The “perverse” or warped minds on the other hand, experience a different result: contempt. The Hebrew word for perverse carries the meaning of a warped mind — so that translation is not unreasonable. Literally to crook, meaning to do amiss, bow down, make crooked, commit iniquity, pervert, to do perversely. It refers to an inward disposition — a perverse heart. It comes from something that has been twisted, bent in a way it was never intended. But the real identification of the perverse comes from the reaction of the hearers. It doesn’t sound right. In fact its repulsive. Not just bad, but very bad. And the natural response for me is to despise the source and distance myself.

Solomon is speaking of two trees which have very different fruit. So how does this happen?

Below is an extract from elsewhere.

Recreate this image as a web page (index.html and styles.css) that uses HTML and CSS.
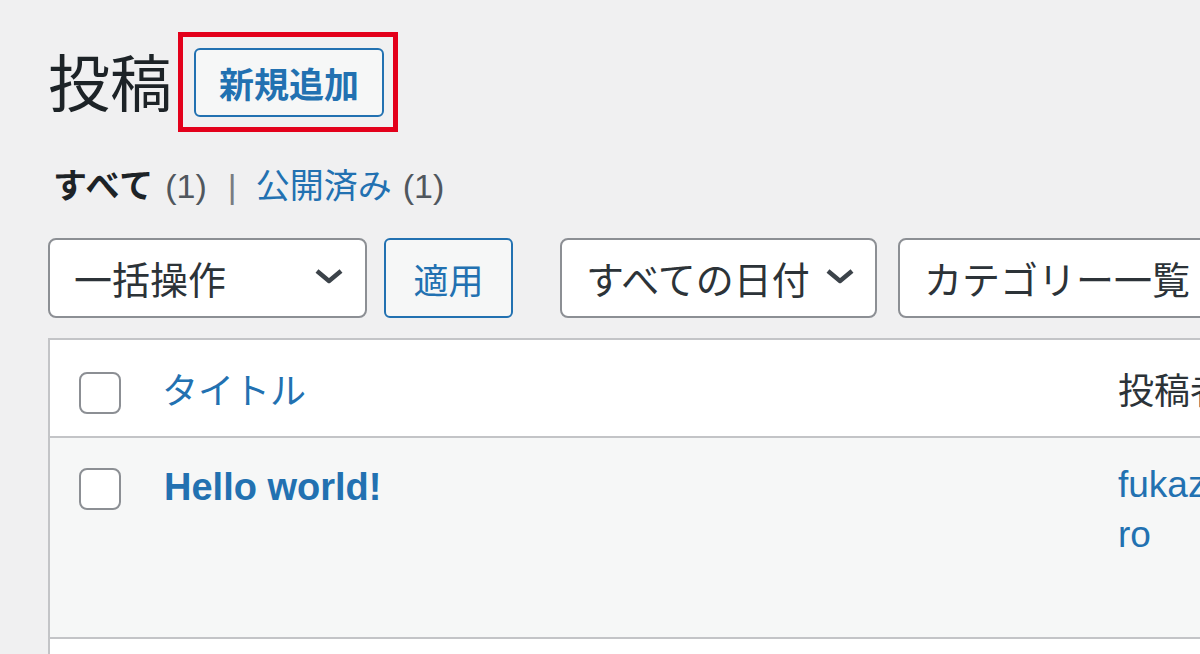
FILE: index.html
```html
<!DOCTYPE html>
<html lang="ja">
<head>
<meta charset="utf-8">
<title>投稿</title>
<link rel="stylesheet" href="styles.css">
</head>
<body>
<div class="wrap">
  <div class="title-row">
    <h1 class="page-title">投稿</h1>
    <div class="highlight">
      <a class="page-title-action" href="#">新規追加</a>
    </div>
  </div>

  <div class="subsubsub">
    <a class="current" href="#">すべて</a><span class="count">(1)</span>
    <span class="sep">|</span>
    <a class="status" href="#">公開済み</a><span class="count">(1)</span>
  </div>

  <div class="tablenav">
    <div class="select select-bulk">
      <span class="select-text">一括操作</span>
      <svg class="chev" width="30" height="16" viewBox="0 0 30 16"><path d="M3 3 L15 13 L27 3" fill="none" stroke="#3c434a" stroke-width="4.5" stroke-linejoin="round"/></svg>
    </div>
    <a class="button" href="#">適用</a>
    <div class="select select-date">
      <span class="select-text">すべての日付</span>
      <svg class="chev" width="30" height="16" viewBox="0 0 30 16"><path d="M3 3 L15 13 L27 3" fill="none" stroke="#3c434a" stroke-width="4.5" stroke-linejoin="round"/></svg>
    </div>
    <div class="select select-cat">
      <span class="select-text">カテゴリー一覧</span>
    </div>
  </div>

  <div class="list-table">
    <div class="row head">
      <span class="checkbox"></span>
      <a class="col-title head-title" href="#">タイトル</a>
      <span class="col-author head-author">投稿者</span>
    </div>
    <div class="row item">
      <span class="checkbox"></span>
      <a class="col-title row-title" href="#">Hello world!</a>
      <a class="col-author author-link" href="#">fukazi<br>ro</a>
    </div>
    <div class="row next"></div>
  </div>
</div>
</body>
</html>
```

FILE: styles.css
```css
html, body {
  margin: 0;
  padding: 0;
}
body {
  width: 1200px;
  height: 654px;
  overflow: hidden;
  background: #f0f0f1;
  font-family: "Liberation Sans", "Noto Sans CJK JP", sans-serif;
  color: #2c3338;
}
a {
  text-decoration: none;
  color: #2271b1;
}
.wrap {
  padding: 32px 0 0 48px;
}

/* title row */
.title-row {
  display: flex;
  align-items: center;
  height: 100px;
}
.page-title {
  margin: -4px 6px 0 0;
  font-size: 62px;
  line-height: 1;
  font-weight: 400;
  color: #1d2327;
  font-family: "Noto Sans CJK JP", sans-serif;
}
.highlight {
  border: 5px solid #e3001b;
  padding: 11px 9px 10px 11px;
}
.page-title-action {
  display: flex;
  align-items: center;
  justify-content: center;
  box-sizing: border-box;
  width: 190px;
  height: 69px;
  border: 2px solid #2271b1;
  border-radius: 6px;
  background: #f6f7f7;
  font-family: "Noto Sans CJK JP", sans-serif;
  font-weight: 700;
  font-size: 35px;
  color: #2271b1;
}

/* status links */
.subsubsub {
  margin-top: 34px;
  height: 40px;
  display: flex;
  align-items: center;
  font-size: 34px;
  line-height: 40px;
  color: #50575e;
  white-space: nowrap;
}
.subsubsub .current {
  color: #1d2327;
  font-weight: 700;
  margin-left: 5px;
  letter-spacing: 1px;
}
.subsubsub .count {
  margin-left: 11px;
  color: #50575e;
}
.subsubsub .sep {
  margin: 0 19px 0 21px;
  color: #787c82;
}
.subsubsub .status {
  color: #2271b1;
}

/* filters */
.tablenav {
  margin-top: 32px;
  display: flex;
  align-items: center;
  height: 80px;
}
.select {
  box-sizing: border-box;
  height: 80px;
  border: 2px solid #8c8f94;
  border-radius: 8px;
  background: #fff;
  display: flex;
  align-items: center;
  justify-content: space-between;
  font-size: 38px;
  color: #2c3338;
  white-space: nowrap;
  flex-shrink: 0;
}
.select-text {
  font-family: "Noto Sans CJK JP", sans-serif;
  line-height: 1;
}
.chev {
  display: block;
  margin-bottom: 4px;
}
.select-bulk {
  width: 319px;
  padding: 0 21px 0 24px;
}
.select-date {
  width: 317px;
  padding: 0 20px 0 24px;
  margin-left: 47px;
}
.select-cat {
  width: 340px;
  padding: 0 24px;
  margin-left: 21px;
  justify-content: flex-start;
}
.button {
  box-sizing: border-box;
  width: 129px;
  height: 80px;
  margin-left: 17px;
  border: 2px solid #2271b1;
  border-radius: 6px;
  background: #f6f7f7;
  display: flex;
  align-items: center;
  justify-content: center;
  font-family: "Noto Sans CJK JP", sans-serif;
  font-size: 35px;
  color: #2271b1;
  flex-shrink: 0;
}

/* table */
.list-table {
  margin-top: 20px;
  width: 1300px;
  border: 2px solid #c3c4c7;
  border-bottom: none;
  background: #fff;
}
.row {
  display: flex;
  border-bottom: 2px solid #c3c4c7;
}
.checkbox {
  box-sizing: border-box;
  width: 42px;
  height: 42px;
  border: 2px solid #8c8f94;
  border-radius: 8px;
  background: #fff;
  margin-left: 29px;
  flex-shrink: 0;
}
.col-title {
  margin-left: 41px;
  width: 956px;
  flex-shrink: 0;
}
.col-author {
  flex-shrink: 0;
}
.head {
  height: 96px;
  align-items: center;
}
.head .checkbox {
  margin-top: 10px;
}
.head-title {
  font-family: "Noto Sans CJK JP", sans-serif;
  font-size: 36px;
  line-height: 40px;
  color: #2271b1;
}
.head-author {
  font-family: "Noto Sans CJK JP", sans-serif;
  font-size: 36px;
  line-height: 40px;
  color: #2c3338;
}
.item {
  height: 199px;
  align-items: flex-start;
  background: #f6f7f7;
}
.item .checkbox {
  margin-top: 30px;
}
.row-title {
  margin-top: 24px;
  margin-left: 43px;
  width: 954px;
  font-size: 38px;
  line-height: 50px;
  font-weight: 700;
  color: #2271b1;
}
.author-link {
  margin-top: 22px;
  font-size: 37px;
  line-height: 50px;
  color: #2271b1;
}
.next {
  height: 60px;
  border-bottom: none;
}
```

Connecting to my Father and His river of life, combined with the good DNA He’s placed within me at my new birth produces good in me. So what happened to the other tree?

As I consider this I am feeling empathy for the one whose life has taken him sideways or backwards. Like so many things, you may trace its origin back to the Garden. The temptation that the serpent offered to Eve stands in contrast to what the Father offered, which was life and peace, based in trust and obedience. In contrast, the serpent offered the hidden and the secrets that were off limits, claiming enlightenment if we only demanded them for ourselves. When coercing her to eat the forbidden fruit he said, “For God knows that in the day you eat from it your eyes will be opened, and you will be like God knowing good and evil.” But what happened when Adam and Eve took the bait? They disconnected from the source of light and life. The very wisdom and insight they were promised (and had) was snatched from them. Yes, they now knew good and evil — God is good and Satan is definitely evil. But Adam and Eve were beguiled. They lost the connection to the life-giver. It’s like the internet signal was taken out, or the power lines were cut. It’s dark and quiet.

From that day forward the mind of man was darkened. Is it any wonder that there are so many religions? So many wildly different and contradictory views on a topic? Why there are many uncountable, unstable, and deranged people whose minds are twisted and warped? As I am reading my own words, I realize I must process them with my mind. Yet I’m fully aware that my mind is not the source of my life, the Spirit is. My mind is only a tool. It doesn’t produce knowledge. My creative thinking may not be trusted in and of itself. Science is helpful, but pure science alone offers this temptation of the mind — answers to all of life’s questions — if we only have enough data and unbiased observers interpreting the data. Yet every person alive has walked in the darkness which originated from our first father Adam. And depending on the influences in our lives to which we have been exposed (completely outside of our control, by the way) we each have different degrees of alignment to both light and dark. Yet how do I personally regain the true goodness and prudence (using Solomon’s word) that God intended from the beginning? It is through an intentional connection with the light source. A DNA transplant within me that happens at the new birth. And a daily return to trust of my Father — the thing that was really lost in the Garden. The intentional feeding at his table, drinking from his streams. His body. His blood. His life in me. My mind and understanding will surely be fruitful, but that’s not where my source originates. It comes from His Spirit.

It’s no wonder how far men have journeyed into warped and unhelpful thinking. We see it every day. Yet real beauty, transformation, wisdom, life-changing fruit, comes from being nourished at my Father’s sources.

There are two choices, two trees, and two results. Prudence or perversity. Praise or contempt. My mind or my spirit. Doubt or trust. My source of life will be His Spirit.